“Not above twelve miles off.”

“Is he alive?”

“Ay, if he been’t dead since Candlemas.”

At first I thought of writing to this man; but afterwards, being afraid of committing myself by writing, I went to him: he had long before this time left off business, and had retired to enjoy his fortune in the decline of life. He was a whimsical sort of character; he had some remains of his former taste for anatomy, and was a collector of curiosities. I found him just returned from a lake which he had been dragging for a moose-deer’s horns, to complete the skeleton of a moose-deer, which he had mounted in his hall. I introduced myself, desiring to see his museum, and mentioned to him the thigh-bone of a giant found in ray neighbourhood; then by favour of this bone I introduced the able cure that he had made of a cut in my head, when I was a child.

“A cut in your head, sir? Yes, my lord, I recollect perfectly well, it was a very ugly cut, especially in an infant’s head; but I am glad to find you feel no bad effects from it. Have you any cicatrice on the place?—Eleven feet high, did you say? and is the giant’s skeleton in your neighbourhood?”

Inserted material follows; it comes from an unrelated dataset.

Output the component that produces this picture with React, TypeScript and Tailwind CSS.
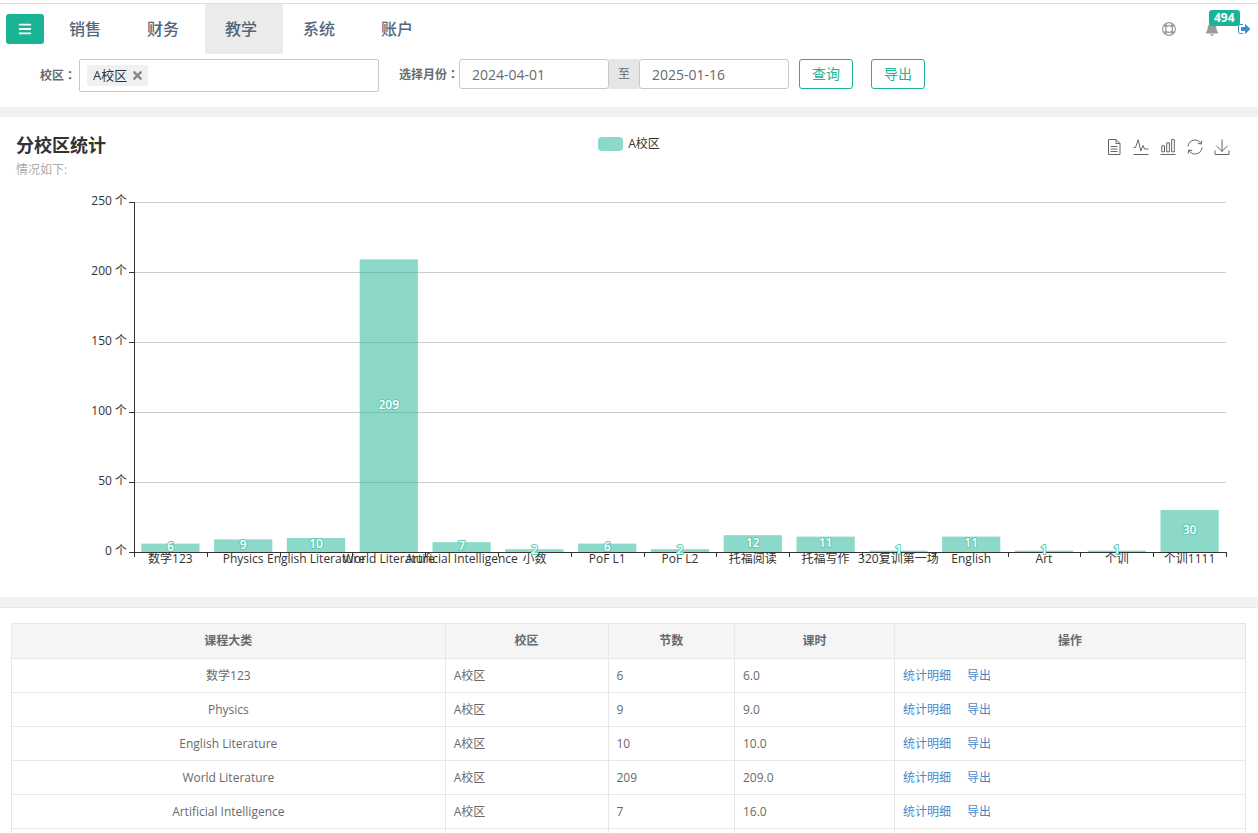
import type { ReactNode } from "react";
import { FaBars, FaBell, FaTimes } from "react-icons/fa";

const menus = ["销售", "财务", "教学", "系统", "账户"];

const stats = [
    { name: "数学123", count: 6 },
    { name: "Physics", count: 9 },
    { name: "English Literature", count: 10 },
    { name: "World Literature", count: 209 },
    { name: "Artificial Intelligence", count: 7 },
    { name: "小数", count: 2 },
    { name: "PoF L1", count: 6 },
    { name: "PoF L2", count: 2 },
    { name: "托福阅读", count: 12 },
    { name: "托福写作", count: 11 },
    { name: "320复训第一场", count: 1 },
    { name: "English", count: 11 },
    { name: "Art", count: 1 },
    { name: "个训", count: 1 },
    { name: "个训1111", count: 30 },
];

const rows = [
    { name: "数学123", campus: "A校区", count: 6, hours: "6.0" },
    { name: "Physics", campus: "A校区", count: 9, hours: "9.0" },
    { name: "English Literature", campus: "A校区", count: 10, hours: "10.0" },
    { name: "World Literature", campus: "A校区", count: 209, hours: "209.0" },
    { name: "Artificial Intelligence", campus: "A校区", count: 7, hours: "16.0" },
    { name: "小数", campus: "A校区", count: 2, hours: "2.0" },
];

const yTicks = [0, 50, 100, 150, 200, 250];

function LifeRing() {
    return (
        <svg viewBox="0 0 14 14" className="w-3.5 h-3.5" fill="none" stroke="currentColor">
            <circle cx="7" cy="7" r="6.4" strokeWidth="1.2" />
            <circle cx="7" cy="7" r="3.4" strokeWidth="1.2" />
            <path d="M2.8 2.8l1.8 1.8M11.2 2.8L9.4 4.6M2.8 11.2l1.8-1.8M11.2 11.2L9.4 9.4" strokeWidth="3" />
        </svg>
    );
}

function SignOut() {
    return (
        <svg viewBox="0 0 1792 1792" className="w-3.5 h-3.5" fill="currentColor">
            <path d="M640 1440q0 4 1 20t.5 26.5-3 23.5-10 19.5-20.5 6.5h-320q-119 0-203.5-84.5t-84.5-203.5v-704q0-119 84.5-203.5t203.5-84.5h320q13 0 22.5 9.5t9.5 22.5q0 4 1 20t.5 26.5-3 23.5-10 19.5-20.5 6.5h-320q-66 0-113 47t-47 113v704q0 66 47 113t113 47h312l11.5 1 11.5 3 8 5.5 7 9 2 13.5zm928-544q0 26-19 45l-544 544q-19 19-45 19t-45-19-19-45v-288h-448q-26 0-45-19t-19-45v-384q0-26 19-45t45-19h448v-288q0-26 19-45t45-19 45 19l544 544q19 19 19 45z" />
        </svg>
    );
}

function ToolButton({ label, children }: { label: string; children: ReactNode }) {
    return (
        <button type="button" aria-label={label} className="text-[#666]">
            <svg viewBox="0 0 16 16" className="w-4 h-4" fill="none" stroke="currentColor">
                {children}
            </svg>
        </button>
    );
}

// Full-width colon, centred in its cell
function Colon() {
    return <span className="font-['Noto_Sans_CJK_TC',sans-serif]">：</span>;
}

function Header() {
    return (
        <header className="flex items-center border-t border-[#ddd] mt-[3px] px-1.5">
            <button type="button" aria-label="菜单" className="w-[38px] h-[30px] flex items-center justify-center rounded-[3px] bg-[#1ab394] text-white">
                <FaBars className="w-3.5 h-3.5" />
            </button>
            <nav className="flex ml-[5px]">
                {menus.map((menu) => (
                    <a
                        key={menu}
                        href="#"
                        className={`h-[50px] pl-5 pr-[26px] text-[16px] leading-[50px] font-medium text-[#54667a] ${menu === "教学" ? "bg-[#ebebeb]" : ""}`}
                    >
                        {menu}
                    </a>
                ))}
            </nav>
            <div className="flex items-center ml-auto text-[#999c9e]">
                <a href="#" aria-label="帮助">
                    <LifeRing />
                </a>
                <a href="#" aria-label="通知" className="relative ml-[29px]">
                    <FaBell className="w-3.5 h-3.5" />
                    <span className="absolute left-1 -top-3 px-[5px] rounded-[3px] bg-[#1ab394] text-white text-[12px] leading-4 font-bold">
                        494
                    </span>
                </a>
                <a href="#" aria-label="退出" className="ml-[19px] text-[#428bca]">
                    <SignOut />
                </a>
            </div>
        </header>
    );
}

function Filters() {
    return (
        <form className="flex items-start pt-[5px] pb-[15px] pl-10">
            <label htmlFor="campus" className="mr-[3px] text-[12px] leading-8 font-bold">
                校区
                <Colon />
            </label>
            <div className="flex items-center w-[300px] h-[33px] px-[7px] border border-[#c8c8c8] rounded-[2px]">
                <span className="flex items-center gap-1 h-[21px] pl-1.5 pr-1 rounded-[2px] bg-[#f0f0f0] text-[13px] text-[#333]">
                    A校区
                    <button type="button" aria-label="移除" className="text-[#888]">
                        <FaTimes className="w-[13px] h-[13px]" />
                    </button>
                </span>
                <input id="campus" className="flex-1 min-w-0 h-full outline-none" />
            </div>
            <label htmlFor="start" className="ml-5 text-[12px] leading-[30px] font-bold">
                选择月份
                <Colon />
            </label>
            <input
                id="start"
                defaultValue="2024-04-01"
                className="w-[150px] h-[30px] px-3 border border-[#c8c8c8] rounded-[3px] text-[14px]"
            />
            <span className="w-[30px] h-[30px] bg-[#e5e6e7] text-center text-[12px] leading-[30px]">至</span>
            <input
                aria-label="结束日期"
                defaultValue="2025-01-16"
                className="w-[150px] h-[30px] px-3 border border-[#c8c8c8] rounded-[3px] text-[14px]"
            />
            <button type="submit" className="ml-2.5 w-[54px] h-[30px] border border-[#1ab394] rounded-[3px] text-[14px] leading-7 text-[#1ab394]">
                查询
            </button>
            <button type="button" className="ml-[18px] w-[54px] h-[30px] border border-[#1ab394] rounded-[3px] text-[14px] leading-7 text-[#1ab394]">
                导出
            </button>
        </form>
    );
}

function BarChart() {
    const left = 134;
    const right = 1226;
    const base = 367;
    const unit = 1.4;
    const step = (right - left) / stats.length;
    const barWidth = step * 0.8;

    return (
        <svg viewBox="0 0 1258 412" className="block w-full" role="img" aria-label="分校区统计">
            {/* Grid and y axis */}
            {yTicks.map((tick) => {
                const y = base - tick * unit;
                return (
                    <g key={tick}>
                        <path d={`M${left} ${y + 0.5}H${right}`} stroke="#ccc" />
                        <path d={`M${left - 5} ${y + 0.5}H${left}`} stroke="#333" />
                        <text x={left - 7} y={y + 3} textAnchor="end" fill="#333" className="text-[12px]">
                            {tick} 个
                        </text>
                    </g>
                );
            })}

            {/* Bars */}
            {stats.map((item, index) => (
                <rect
                    key={item.name}
                    x={left + step * index + (step - barWidth) / 2}
                    y={base - item.count * unit}
                    width={barWidth}
                    height={item.count * unit}
                    fill="#1ab394"
                    fillOpacity="0.5"
                />
            ))}

            {/* Axis lines */}
            <path d={`M${left + 0.5} 17V${base}M${left} ${base + 0.5}H${right + 1}`} stroke="#333" />
            {[...stats, null].map((_, index) => (
                <path key={index} d={`M${Math.round(left + step * index) + 0.5} ${base}v5`} stroke="#333" />
            ))}

            {/* Category names and values */}
            {stats.map((item, index) => {
                const center = left + step * (index + 0.5);
                return (
                    <g key={item.name} textAnchor="middle" className="text-[12px]">
                        <text x={center} y={base + 11} fill="#333">
                            {item.name}
                        </text>
                        <text
                            x={center}
                            y={base - (item.count * unit) / 2 + 3}
                            fill="#fff"
                            stroke="#5dc9b3"
                            strokeWidth="2"
                            strokeLinejoin="round"
                            paintOrder="stroke"
                            className="font-semibold"
                        >
                            {item.count}
                        </text>
                    </g>
                );
            })}
        </svg>
    );
}

function ChartPanel() {
    return (
        <section className="border-t-10 border-[#f2f2f2]">
            <div className="grid grid-cols-3 h-[68px] pl-4 pr-7 pt-4">
                <div>
                    <h2 className="text-[18px] leading-6 font-bold text-[#333]">分校区统计</h2>
                    <p className="text-[12px] leading-[26px] text-[#aaa]">情况如下:</p>
                </div>
                <button type="button" className="flex items-center justify-center gap-[5px] h-[21px] pl-3 text-[12px] text-[#333]">
                    <span className="w-[25px] h-3.5 rounded-[4px] bg-[#8cd9c9]" />
                    A校区
                </button>
                <div className="flex justify-end gap-[11px] h-7">
                    <ToolButton label="数据视图">
                        <path d="M2.5 .5h7.5l4 4v11H2.5zM10 .5v4h4M4.5 7.5h7M4.5 10h7M4.5 12.5h7" />
                    </ToolButton>
                    <ToolButton label="折线图">
                        <path d="M.5 8.5h2L5.2 .8 7.8 12 10 6.5l1.5 3.5h4M.5 15.5h15" />
                    </ToolButton>
                    <ToolButton label="柱状图">
                        <path d="M1.8 6.8h2.7v6H1.8zM6.7 3.8h2.7v9H6.7zM11.6 .6h2.7v12.2h-2.7zM.5 15.5h15" />
                    </ToolButton>
                    <ToolButton label="还原">
                        <path d="M1 7.5A7 7 0 0 1 14 4.5M15 8.5A7 7 0 0 1 2 11.5M14.8 1.5l-.6 3.6-3.4-.8M1.2 14.5l.6-3.6 3.4.8" />
                    </ToolButton>
                    <ToolButton label="保存为图片">
                        <path d="M8 .5v12M2.5 6.8L8 12.4l5.5-5.6M1 11.5v4h14v-4" />
                    </ToolButton>
                </div>
            </div>
            <BarChart />
        </section>
    );
}

function StatsTable() {
    return (
        <section className="border-t-10 border-[#f2f2f2]">
            <div className="border-t border-[#e7e7e7] pt-[15px] pl-[11px] pr-3">
                <table className="w-full table-fixed border-collapse text-[12px]">
                    <colgroup>
                        <col className="w-[35.14%]" />
                        <col className="w-[13.2%]" />
                        <col className="w-[10.25%]" />
                        <col className="w-[12.96%]" />
                        <col />
                    </colgroup>
                    <thead>
                        <tr className="h-[35px] bg-[#f5f5f6]">
                            {["课程大类", "校区", "节数", "课时", "操作"].map((title) => (
                                <th key={title} className="border border-[#e7e7e7] font-bold">
                                    {title}
                                </th>
                            ))}
                        </tr>
                    </thead>
                    <tbody>
                        {rows.map((row) => (
                            <tr key={row.name} className="h-[34px]">
                                <td className="border border-[#e7e7e7] px-2 text-center">{row.name}</td>
                                <td className="border border-[#e7e7e7] px-2">{row.campus}</td>
                                <td className="border border-[#e7e7e7] px-2">{row.count}</td>
                                <td className="border border-[#e7e7e7] px-2">{row.hours}</td>
                                <td className="border border-[#e7e7e7] px-2 text-[#428bca]">
                                    <a href="#">统计明细</a>
                                    <a href="#" className="ml-4">
                                        导出
                                    </a>
                                </td>
                            </tr>
                        ))}
                    </tbody>
                </table>
            </div>
        </section>
    );
}

export default function App() {
    return (
        <div className="h-screen overflow-hidden flow-root bg-white font-['Open_Sans','Noto_Sans_CJK_SC',sans-serif] text-[13px] text-[#676a6c]">
            <Header />
            <Filters />
            <ChartPanel />
            <StatsTable />
        </div>
    );
}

I humoured his fancy, and by degrees he gave me all the information I wanted without in the least suspecting my secret motives. He described the length, breadth, and depth, of the wound to me; showed me just where it was on the head, and observed that it must have left an indelible mark, but that my fine hair covered it. When he seemed disposed to search for it, I defended myself with the giant’s thigh-bone, and warded off his attacks most successfully. To satisfy myself upon this point, I affected to think that he had not been paid: he said he had been amply paid, and he showed me his books to prove it. I examined the dates, and found that they agreed with Ellinor’s precisely. On my return home, the first thing I did was to make Christy a present of a new wig, which I was certain would induce him to shave his head; for the lower Irish agree with the beaux and belles of London and Paris, in preferring wigs to their own hair. Ellinor told me, that I might safely let his head be shaved, because to her certain knowledge, he had scars of so many cuts which he had received at fairs upon his skull, that there would appear nothing particular in one more or less. As soon as the head was shaved, and the wig was worn, I took an opportunity one day of stopping at the forge to have one of my horse’s shoes changed; and whilst this was doing, I took notice of his new wig, and how well it fitted him. As I expected, he took it off to show it me better, and to pay his own compliments to it.

“Sure enough, you are a very fine wig,” said he, apostrophising it as he held it up on the end of his hammer; “and God bless him that give it me, and it fits me as if it was nailed to my head.”

“You seem to have had a good many nails in your head already, Christy,” said I, “if one may judge by all these scars.”

“Oh yes, please your honour, my lord,” said he, “there’s no harm in them neither; they are scratches got when I was no wiser than I should be, at fairs, fighting with the boys of Shrawd-na-scoob.”

Whilst he fought his battles o’er again, I had leisure to study his head; and I traced precisely all the boundary lines. The situation, size, and figure of the cicatrice, which the surgeon and Ellinor had described to me, were so visible and exact, that no doubt could remain in my mind of Christy’s being the real son of the late Lord and Lady Glenthorn. This conviction was still more impressed upon my mind a few days afterwards. I recollected having seen a file of family pictures in a lumber-room in the castle; and I rummaged them out to see if I could discover amongst them any likeness to Christy: I found one; the picture of my grandfather,—I should say, of his grandfather, to which Christy bore a striking resemblance, when I saw him with his face washed, and in his Sunday clothes.